Because Google Analytics will also consider events as pageviews when it comes to calculating the session duration. All we need to do is send off an event at the appropriate time... but when is the appropriate time?

This is a tough question and it's very hard to answer, so let's send one every ten seconds, just to make sure. Here's the adjusted Google Analytics snippet:

ga('create', 'UA-XXXXXXXX-X', 'example.com');
ga('send', 'pageview');

setTimeout((function(timing) {
    ga('send', 'event', 'time', 'log', timing);

    // Bind another timeout to run in 10s
    // to fire off the next event
    setTimeout(arguments.callee.bind(null, timing+10), 10000);
}).bind(null, 10), 10000);

Now what does that give us? Let's see:

Ah, that's what I like to see! We've got a 3,331.25% increase in the average session duration and the bounce rate dropped by 91.54%. So this solution seems to work, or does it? Because I think 26 mins is a bit too long for reading my relatively short blog posts.

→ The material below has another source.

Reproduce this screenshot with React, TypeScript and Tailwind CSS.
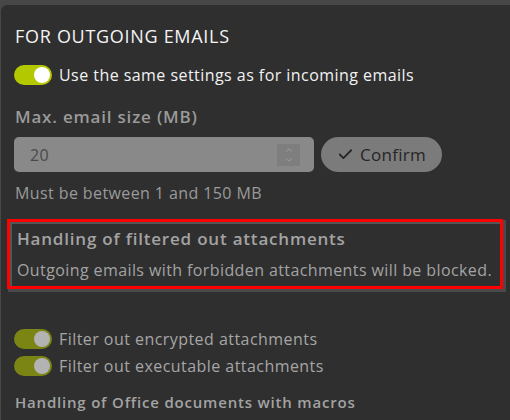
import React from 'react';
import { Check, ChevronUp, ChevronDown } from 'lucide-react';

interface ToggleProps {
    on: boolean;
    dim?: boolean;
    label: string;
}

const Toggle: React.FC<ToggleProps> = ({ on, dim, label }) => {
    const track = dim ? 'bg-[#7a8514]' : 'bg-[#b4c800]';
    const knob = dim ? 'bg-[#b3b3b3]' : 'bg-white';
    return (
        <div className="flex items-center gap-[7px]">
            <div className={`w-[38px] h-[20px] rounded-full ${track} flex items-center ${on ? 'justify-end' : 'justify-start'} px-[2px]`}>
                <div className={`w-[16px] h-[16px] rounded-full ${knob}`}></div>
            </div>
            <span className={`text-[16px] leading-[20px] tracking-[0.45px] ${dim ? 'text-[#a6a6a6]' : 'text-[#f2f2f2]'}`}>{label}</span>
        </div>
    );
};

const App: React.FC = () => {
    return (
        <div className="w-[510px] h-[420px] overflow-hidden bg-[#474747] pt-[5px] pl-[1px]" style={{ fontFamily: '"Open Sans", sans-serif' }}>
            <div className="h-full bg-[#2f2f2f] rounded-tl-[6px] pl-[13px] pr-[8px] pt-[19px]">
                <h2 className="text-[18px] leading-[24px] tracking-[0.7px] text-[#f4f4f4] pl-[1px]">FOR OUTGOING EMAILS</h2>

                <div className="mt-[17px]">
                    <Toggle on label="Use the same settings as for incoming emails" />
                </div>

                <div className="mt-[20px] pl-[1px] text-[17px] leading-[24px] tracking-[0.8px] font-semibold text-[#9a9a9a]">
                    Max. email size (MB)
                </div>

                <div className="mt-[8px] flex items-center gap-[7px]">
                    <div className="w-[300px] h-[35px] rounded-[5px] bg-[#898989] flex items-center justify-between pl-[16px] pr-[14px]">
                        <span className="text-[16px] tracking-[0.45px] text-[#4a4a4a]">20</span>
                        <div className="w-[23px] h-[22px] bg-[#7e7e7e] flex flex-col items-center justify-center text-[#a3a3a3]">
                            <ChevronUp size={10} strokeWidth={2} />
                            <ChevronDown size={10} strokeWidth={2} />
                        </div>
                    </div>
                    <button className="w-[121px] h-[35px] rounded-full bg-[#7b7b7b] flex items-center justify-center gap-[6px] text-[#262626]">
                        <Check size={17} strokeWidth={2.5} />
                        <span className="text-[17px] tracking-[0.3px]">Confirm</span>
                    </button>
                </div>

                <div className="mt-[10px] pl-[1px] text-[16px] leading-[22px] tracking-[0.4px] text-[#9a9a9a]">
                    Must be between 1 and 150 MB
                </div>

                <div className="mt-[15px] -ml-[7px] w-[496px] border-[3px] border-[#ff0000] shadow-[2px_2px_0_1px_#4a4a4a]">
                    <div className="border-t-2 border-l-2 border-[#555555] pl-[5px] pt-[3px] pb-[5px]">
                        <div className="text-[17px] leading-[24px] tracking-[0.8px] font-semibold text-[#a3a3a3]">
                            Handling of filtered out attachments
                        </div>
                        <div className="mt-[8px] text-[16px] leading-[22px] tracking-[0.4px] text-[#a3a3a3]">
                            Outgoing emails with forbidden attachments will be blocked.
                        </div>
                    </div>
                </div>

                <div className="mt-[40px] flex flex-col gap-[7px]">
                    <Toggle on dim label="Filter out encrypted attachments" />
                    <Toggle on dim label="Filter out executable attachments" />
                </div>

                <div className="mt-[15px] pl-[1px] text-[15px] leading-[22px] tracking-[0.8px] font-semibold text-[#a3a3a3]">
                    Handling of Office documents with macros
                </div>
            </div>
        </div>
    );
};

export default App;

Maybe we can find an explanation by adjusting our situation: Now, the visitor visits your page from a link aggregator and if I think about the way I use link aggregators, I'll exit them with 20 new tabs open.

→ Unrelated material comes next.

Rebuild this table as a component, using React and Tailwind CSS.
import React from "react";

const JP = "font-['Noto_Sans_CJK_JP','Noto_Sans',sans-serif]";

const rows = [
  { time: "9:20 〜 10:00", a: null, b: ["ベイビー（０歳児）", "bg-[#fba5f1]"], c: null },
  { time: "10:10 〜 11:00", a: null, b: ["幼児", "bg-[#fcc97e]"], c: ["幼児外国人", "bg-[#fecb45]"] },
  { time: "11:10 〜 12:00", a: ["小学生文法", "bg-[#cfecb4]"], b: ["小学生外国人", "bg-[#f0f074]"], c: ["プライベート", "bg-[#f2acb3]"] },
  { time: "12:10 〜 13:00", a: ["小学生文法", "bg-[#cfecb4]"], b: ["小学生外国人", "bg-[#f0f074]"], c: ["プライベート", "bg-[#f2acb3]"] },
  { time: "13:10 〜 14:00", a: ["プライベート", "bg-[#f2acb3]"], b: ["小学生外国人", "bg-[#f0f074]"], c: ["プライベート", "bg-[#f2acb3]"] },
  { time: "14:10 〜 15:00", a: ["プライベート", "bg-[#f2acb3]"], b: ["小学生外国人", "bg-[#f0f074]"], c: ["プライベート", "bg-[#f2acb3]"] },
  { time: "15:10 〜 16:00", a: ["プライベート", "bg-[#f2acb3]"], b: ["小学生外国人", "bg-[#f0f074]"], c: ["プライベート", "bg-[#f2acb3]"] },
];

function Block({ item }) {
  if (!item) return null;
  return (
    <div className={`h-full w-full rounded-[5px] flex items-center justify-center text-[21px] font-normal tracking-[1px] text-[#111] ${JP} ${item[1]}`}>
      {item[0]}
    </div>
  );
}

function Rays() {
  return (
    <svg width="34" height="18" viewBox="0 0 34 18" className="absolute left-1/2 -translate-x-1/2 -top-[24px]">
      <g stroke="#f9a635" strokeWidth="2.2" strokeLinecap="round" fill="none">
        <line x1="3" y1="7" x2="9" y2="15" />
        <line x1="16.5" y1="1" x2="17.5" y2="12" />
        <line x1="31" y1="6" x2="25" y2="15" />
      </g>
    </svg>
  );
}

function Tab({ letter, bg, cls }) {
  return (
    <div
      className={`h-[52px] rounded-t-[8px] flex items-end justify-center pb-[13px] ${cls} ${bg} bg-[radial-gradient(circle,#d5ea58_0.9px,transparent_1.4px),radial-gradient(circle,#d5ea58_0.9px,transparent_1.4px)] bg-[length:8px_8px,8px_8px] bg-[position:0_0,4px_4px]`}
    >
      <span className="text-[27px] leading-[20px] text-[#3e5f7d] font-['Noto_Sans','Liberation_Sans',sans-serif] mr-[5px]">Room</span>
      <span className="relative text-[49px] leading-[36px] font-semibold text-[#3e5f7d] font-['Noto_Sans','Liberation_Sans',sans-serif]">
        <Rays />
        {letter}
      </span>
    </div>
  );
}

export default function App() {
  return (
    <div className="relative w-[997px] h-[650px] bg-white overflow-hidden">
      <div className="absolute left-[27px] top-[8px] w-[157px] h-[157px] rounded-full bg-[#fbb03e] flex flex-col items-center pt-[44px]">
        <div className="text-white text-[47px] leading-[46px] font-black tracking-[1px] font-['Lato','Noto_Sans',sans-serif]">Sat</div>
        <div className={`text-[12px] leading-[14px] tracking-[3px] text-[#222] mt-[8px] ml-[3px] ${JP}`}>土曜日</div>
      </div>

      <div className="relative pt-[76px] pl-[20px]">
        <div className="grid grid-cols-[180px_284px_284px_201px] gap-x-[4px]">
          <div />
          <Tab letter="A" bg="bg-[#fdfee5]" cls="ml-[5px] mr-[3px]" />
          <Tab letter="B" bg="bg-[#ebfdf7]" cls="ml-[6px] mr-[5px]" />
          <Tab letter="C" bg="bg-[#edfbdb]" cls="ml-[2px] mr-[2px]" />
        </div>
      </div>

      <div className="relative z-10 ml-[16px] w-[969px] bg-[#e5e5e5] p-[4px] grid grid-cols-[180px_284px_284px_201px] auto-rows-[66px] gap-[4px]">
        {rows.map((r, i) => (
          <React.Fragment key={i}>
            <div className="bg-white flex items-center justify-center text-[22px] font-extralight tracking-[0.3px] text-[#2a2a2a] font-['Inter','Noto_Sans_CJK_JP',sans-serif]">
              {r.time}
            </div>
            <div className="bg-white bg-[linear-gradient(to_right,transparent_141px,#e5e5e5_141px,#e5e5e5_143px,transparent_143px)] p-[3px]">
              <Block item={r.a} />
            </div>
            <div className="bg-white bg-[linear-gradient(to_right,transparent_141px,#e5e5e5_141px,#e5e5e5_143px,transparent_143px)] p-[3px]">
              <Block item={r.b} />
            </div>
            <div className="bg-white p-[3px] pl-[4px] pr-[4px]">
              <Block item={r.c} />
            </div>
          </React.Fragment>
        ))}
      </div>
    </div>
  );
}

See, there might be the cause! The visitor opens your blog post, but he may not actually view it until he's finished dealing with the other 19 tabs. This wasn't a problem when Google Analytics had to figure the average time out by itself, because most recorded timings were zero.

But now this has changed! Once a user opens the tab with your page loaded in it, we're telling Google Analytics that the visitor is on your site! So that's the next problem to fix!

2nd attempt

As I said, we need to find out, when the user actually starts viewing your blog post. But how are we going to do that? Well, this is the ideal situation to show off the relatively new Page Visibility API. It can tell us if the browser's frontmost tab contains our site, or not.

This should deliver a more accurate measure of when the page is actually viewed and read. But we can't just wait until a user views our page, i.e. the visibility event fires, because the user might just flit briefly over the tab, when navigating between them, for example.

ga('create', 'UA-XXXXXXXX-X', 'example.com');
track_ga();

function track_ga() {
    // We can be quite sure that the user _is_ on our page,
    // once he's there for more than 10s
    var waiting_time = 10000;

    // Just send the pageview if page visibility is not supported
    if (!get_hidden_prop()) {
        ga('send', 'pageview');
        return;
    }

    if (!is_hidden()) {
        // If the page is visible, setup a timeout to send
        // the pageview, that gets cancelled when the user
        // navigates away from the page too soon.
        var timeout = setTimeout(function() {
            ga('send', 'pageview');
            setTimeout(event_poller.bind(null, 0, waiting_time), waiting_time);
        }, waiting_time);

        document.addEventListener('visibilitychange', function() {
            document.removeEventListener('visibilitychange', arguments.callee);
            if (is_hidden()) clearTimeout(timeout);
        });
    } else {
        // Otherwise, wait until the page becomes visible again
        // and do everything over again.
        document.addEventListener('visibilitychange', function() {
            document.removeEventListener('visibilitychange', arguments.callee);
            track_ga();
        });
    }
}

// Same as our previous periodic GA event sender.
function event_poller(timing, wait) {
    ga('send', 'event', 'time', 'log', String(timing));
    setTimeout(event_poller.bind(null, timing + wait / 1000, wait), wait);
}

The functions get_hidden_prop() & is_hidden() are from, and can be found on HTML5Rocks.com get_hidden_prop() checks to see if the Page Visibility API is supported and for any vendor specific prefixes. is_hidden(), obviously, returns true/false depending on if the page is visible.

As you see, this version is a lot more complicated than our initial snippet, but will it improve our measurements?

Hmm, no not really. So it seems, that's the best we can get with this technique.

Final thoughts

Although our second attempt didn't yield the expected results, I can still confidently say, that the second snippet is better than the first. For one, it saves resources (network), due to the fact that we only start sending events once the user is actually active on your site, which is especially important if you've got a lot of mobile vistors reading your blog. And the page timings are definitely more accurate than with the default page timing mechanism. But with the second snippet we also get insight into when our pages are just prerendered.

So as you see, there doesn't seem to be a perfect solution, yet.